--- Data shown ---
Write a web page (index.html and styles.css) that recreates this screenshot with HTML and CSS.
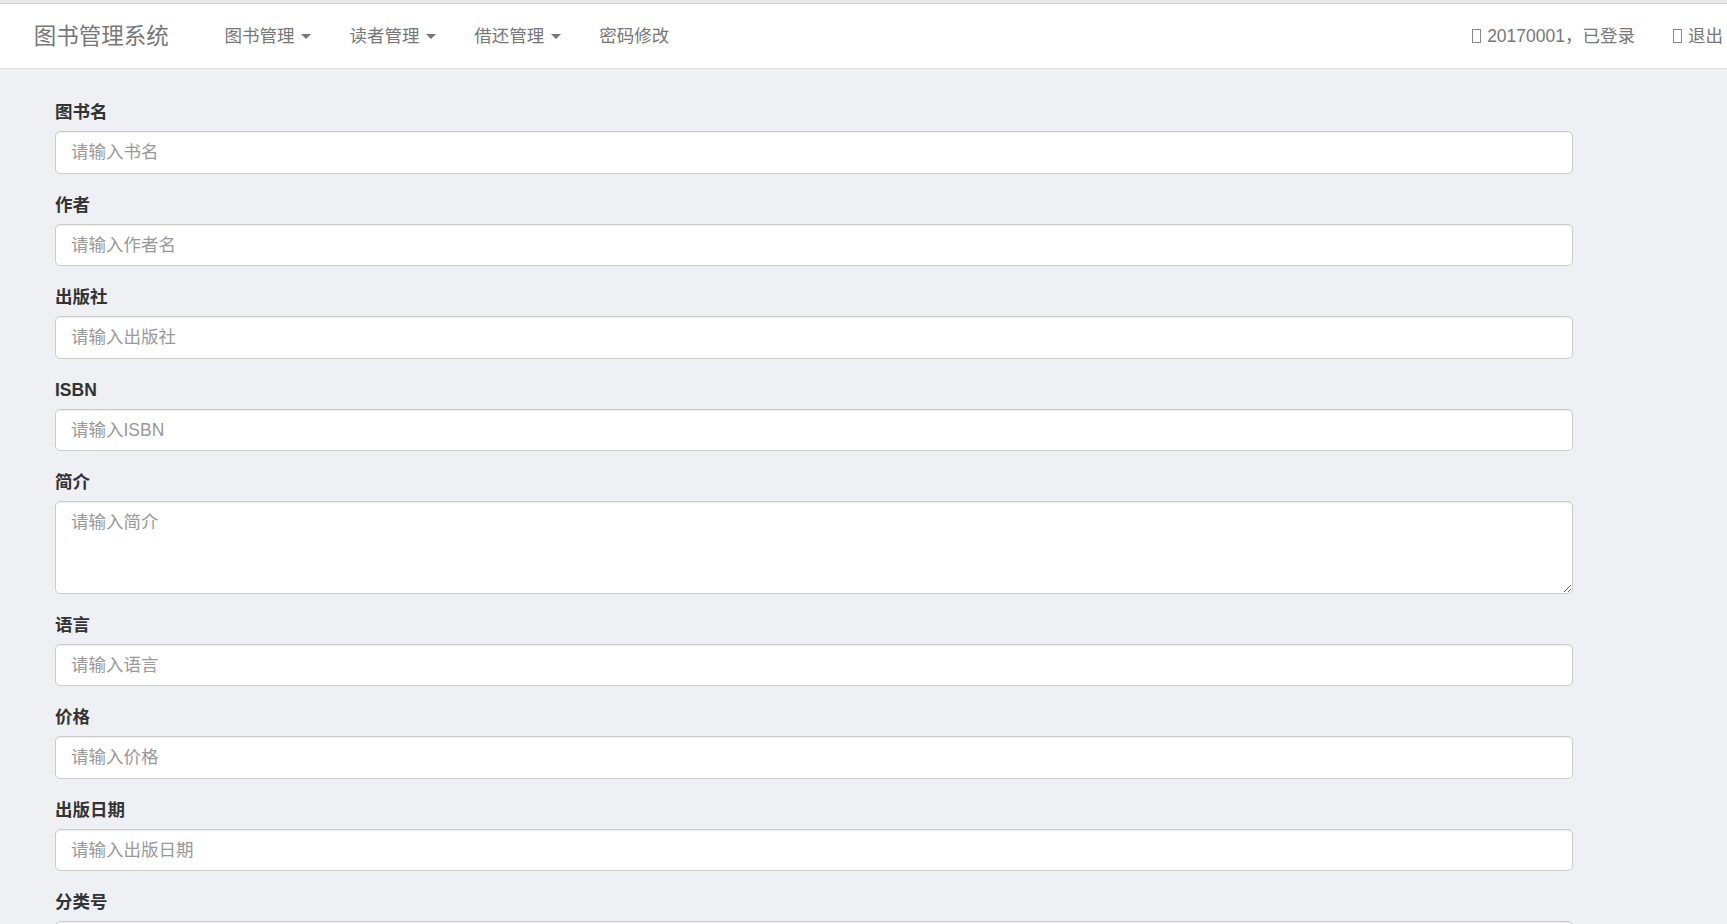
FILE: index.html
```html
<!DOCTYPE html>
<html lang="zh-CN">
<head>
    <meta charset="UTF-8">
    <meta name="viewport" content="width=device-width, initial-scale=1.0">
    <title>添加图书</title>
    <link rel="stylesheet" href="styles.css">
</head>
<body>
    <div class="topbar"></div>
    <nav class="navbar">
        <a class="brand" href="#">图书管理系统</a>
        <ul class="nav">
            <li><a href="#">图书管理 <span class="caret"></span></a></li>
            <li><a href="#">读者管理 <span class="caret"></span></a></li>
            <li><a href="#">借还管理 <span class="caret"></span></a></li>
            <li><a href="#">密码修改</a></li>
        </ul>
        <ul class="nav nav-right">
            <li><a href="#"><span class="icon"></span>20170001，已登录</a></li>
            <li><a href="#"><span class="icon"></span>退出</a></li>
        </ul>
    </nav>

    <div class="container">
        <form>
            <div class="form-group">
                <label for="name">图书名</label>
                <input type="text" class="form-control" id="name" placeholder="请输入书名">
            </div>
            <div class="form-group">
                <label for="author">作者</label>
                <input type="text" class="form-control" id="author" placeholder="请输入作者名">
            </div>
            <div class="form-group">
                <label for="publish">出版社</label>
                <input type="text" class="form-control" id="publish" placeholder="请输入出版社">
            </div>
            <div class="form-group">
                <label for="isbn">ISBN</label>
                <input type="text" class="form-control" id="isbn" placeholder="请输入ISBN">
            </div>
            <div class="form-group">
                <label for="introduction">简介</label>
                <textarea class="form-control" rows="3" id="introduction" placeholder="请输入简介"></textarea>
            </div>
            <div class="form-group">
                <label for="language">语言</label>
                <input type="text" class="form-control" id="language" placeholder="请输入语言">
            </div>
            <div class="form-group">
                <label for="price">价格</label>
                <input type="text" class="form-control" id="price" placeholder="请输入价格">
            </div>
            <div class="form-group">
                <label for="pubdate">出版日期</label>
                <input type="text" class="form-control" id="pubdate" placeholder="请输入出版日期">
            </div>
            <div class="form-group">
                <label for="classId">分类号</label>
                <input type="text" class="form-control" id="classId" placeholder="请输入分类号">
            </div>
            <div class="form-group">
                <label for="number">数量</label>
                <input type="text" class="form-control" id="number" placeholder="请输入图书数量">
            </div>
            <button type="submit" class="btn">添加</button>
        </form>
    </div>
</body>
</html>
```

FILE: styles.css
```css
html, body {
    overflow-x: hidden;
}
body {
    margin: 0;
    padding: 0;
    font-family: "Liberation Sans", Arial, "Noto Sans CJK SC", sans-serif;
    font-size: 17.5px;
    line-height: 25px;
    color: #333;
    background-color: #eff0f4;
}
.topbar {
    height: 3px;
    background-color: #e9e9e9;
    border-bottom: 1px solid #cfcfcf;
}
.navbar {
    display: flex;
    align-items: center;
    height: 65px;
    box-sizing: border-box;
    background-color: #fff;
    border-bottom: 1px solid #e2e2e4;
    padding-left: 15px;
}
.navbar a {
    text-decoration: none;
    color: #777;
}
.brand {
    font-size: 22.5px;
    padding: 0 18.75px;
    margin-right: 18px;
    white-space: nowrap;
}
.nav {
    display: flex;
    list-style: none;
    margin: 0;
    padding: 0;
}
.nav a {
    display: block;
    padding: 0 19px;
    white-space: nowrap;
}
.nav-right {
    margin-left: auto;
    margin-right: -15px;
}
.caret {
    display: inline-block;
    width: 0;
    height: 0;
    margin-left: 2px;
    vertical-align: middle;
    border-top: 5px solid #777;
    border-left: 5px solid transparent;
    border-right: 5px solid transparent;
}
.icon {
    display: inline-block;
    width: 7px;
    height: 12px;
    border: 1px solid #888;
    margin-right: 6px;
    vertical-align: -1px;
}
.container {
    width: 1518px;
    margin-left: 55px;
    padding-top: 31px;
}
.form-group {
    margin-bottom: 18.75px;
}
label {
    display: block;
    font-weight: bold;
    margin-bottom: 6.25px;
}
.form-control {
    display: block;
    width: 100%;
    height: 42.5px;
    box-sizing: border-box;
    padding: 7.5px 15px;
    font-family: inherit;
    font-size: 17.5px;
    line-height: 25px;
    color: #555;
    background-color: #fff;
    border: 1.25px solid #ccc;
    border-radius: 5px;
    box-shadow: inset 0 1px 1px rgba(0, 0, 0, 0.075);
}
.form-control::placeholder {
    color: #999;
}
textarea.form-control {
    height: 92.5px;
    resize: vertical;
}
.btn {
    font-family: inherit;
    font-size: 17.5px;
    color: #fff;
    background-color: #337ab7;
    border: 1px solid #2e6da4;
    border-radius: 5px;
    padding: 7.5px 15px;
}
```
---
**Exercise:** From the material above, reproduce everything verbatim except the pictures.

**Completed task:**
Write a web page (index.html and styles.css) that recreates this screenshot with HTML and CSS.
FILE: index.html
```html
<!DOCTYPE html>
<html lang="zh-CN">
<head>
    <meta charset="UTF-8">
    <meta name="viewport" content="width=device-width, initial-scale=1.0">
    <title>添加图书</title>
    <link rel="stylesheet" href="styles.css">
</head>
<body>
    <div class="topbar"></div>
    <nav class="navbar">
        <a class="brand" href="#">图书管理系统</a>
        <ul class="nav">
            <li><a href="#">图书管理 <span class="caret"></span></a></li>
            <li><a href="#">读者管理 <span class="caret"></span></a></li>
            <li><a href="#">借还管理 <span class="caret"></span></a></li>
            <li><a href="#">密码修改</a></li>
        </ul>
        <ul class="nav nav-right">
            <li><a href="#"><span class="icon"></span>20170001，已登录</a></li>
            <li><a href="#"><span class="icon"></span>退出</a></li>
        </ul>
    </nav>

    <div class="container">
        <form>
            <div class="form-group">
                <label for="name">图书名</label>
                <input type="text" class="form-control" id="name" placeholder="请输入书名">
            </div>
            <div class="form-group">
                <label for="author">作者</label>
                <input type="text" class="form-control" id="author" placeholder="请输入作者名">
            </div>
            <div class="form-group">
                <label for="publish">出版社</label>
                <input type="text" class="form-control" id="publish" placeholder="请输入出版社">
            </div>
            <div class="form-group">
                <label for="isbn">ISBN</label>
                <input type="text" class="form-control" id="isbn" placeholder="请输入ISBN">
            </div>
            <div class="form-group">
                <label for="introduction">简介</label>
                <textarea class="form-control" rows="3" id="introduction" placeholder="请输入简介"></textarea>
            </div>
            <div class="form-group">
                <label for="language">语言</label>
                <input type="text" class="form-control" id="language" placeholder="请输入语言">
            </div>
            <div class="form-group">
                <label for="price">价格</label>
                <input type="text" class="form-control" id="price" placeholder="请输入价格">
            </div>
            <div class="form-group">
                <label for="pubdate">出版日期</label>
                <input type="text" class="form-control" id="pubdate" placeholder="请输入出版日期">
            </div>
            <div class="form-group">
                <label for="classId">分类号</label>
                <input type="text" class="form-control" id="classId" placeholder="请输入分类号">
            </div>
            <div class="form-group">
                <label for="number">数量</label>
                <input type="text" class="form-control" id="number" placeholder="请输入图书数量">
            </div>
            <button type="submit" class="btn">添加</button>
        </form>
    </div>
</body>
</html>
```

FILE: styles.css
```css
html, body {
    overflow-x: hidden;
}
body {
    margin: 0;
    padding: 0;
    font-family: "Liberation Sans", Arial, "Noto Sans CJK SC", sans-serif;
    font-size: 17.5px;
    line-height: 25px;
    color: #333;
    background-color: #eff0f4;
}
.topbar {
    height: 3px;
    background-color: #e9e9e9;
    border-bottom: 1px solid #cfcfcf;
}
.navbar {
    display: flex;
    align-items: center;
    height: 65px;
    box-sizing: border-box;
    background-color: #fff;
    border-bottom: 1px solid #e2e2e4;
    padding-left: 15px;
}
.navbar a {
    text-decoration: none;
    color: #777;
}
.brand {
    font-size: 22.5px;
    padding: 0 18.75px;
    margin-right: 18px;
    white-space: nowrap;
}
.nav {
    display: flex;
    list-style: none;
    margin: 0;
    padding: 0;
}
.nav a {
    display: block;
    padding: 0 19px;
    white-space: nowrap;
}
.nav-right {
    margin-left: auto;
    margin-right: -15px;
}
.caret {
    display: inline-block;
    width: 0;
    height: 0;
    margin-left: 2px;
    vertical-align: middle;
    border-top: 5px solid #777;
    border-left: 5px solid transparent;
    border-right: 5px solid transparent;
}
.icon {
    display: inline-block;
    width: 7px;
    height: 12px;
    border: 1px solid #888;
    margin-right: 6px;
    vertical-align: -1px;
}
.container {
    width: 1518px;
    margin-left: 55px;
    padding-top: 31px;
}
.form-group {
    margin-bottom: 18.75px;
}
label {
    display: block;
    font-weight: bold;
    margin-bottom: 6.25px;
}
.form-control {
    display: block;
    width: 100%;
    height: 42.5px;
    box-sizing: border-box;
    padding: 7.5px 15px;
    font-family: inherit;
    font-size: 17.5px;
    line-height: 25px;
    color: #555;
    background-color: #fff;
    border: 1.25px solid #ccc;
    border-radius: 5px;
    box-shadow: inset 0 1px 1px rgba(0, 0, 0, 0.075);
}
.form-control::placeholder {
    color: #999;
}
textarea.form-control {
    height: 92.5px;
    resize: vertical;
}
.btn {
    font-family: inherit;
    font-size: 17.5px;
    color: #fff;
    background-color: #337ab7;
    border: 1px solid #2e6da4;
    border-radius: 5px;
    padding: 7.5px 15px;
}
```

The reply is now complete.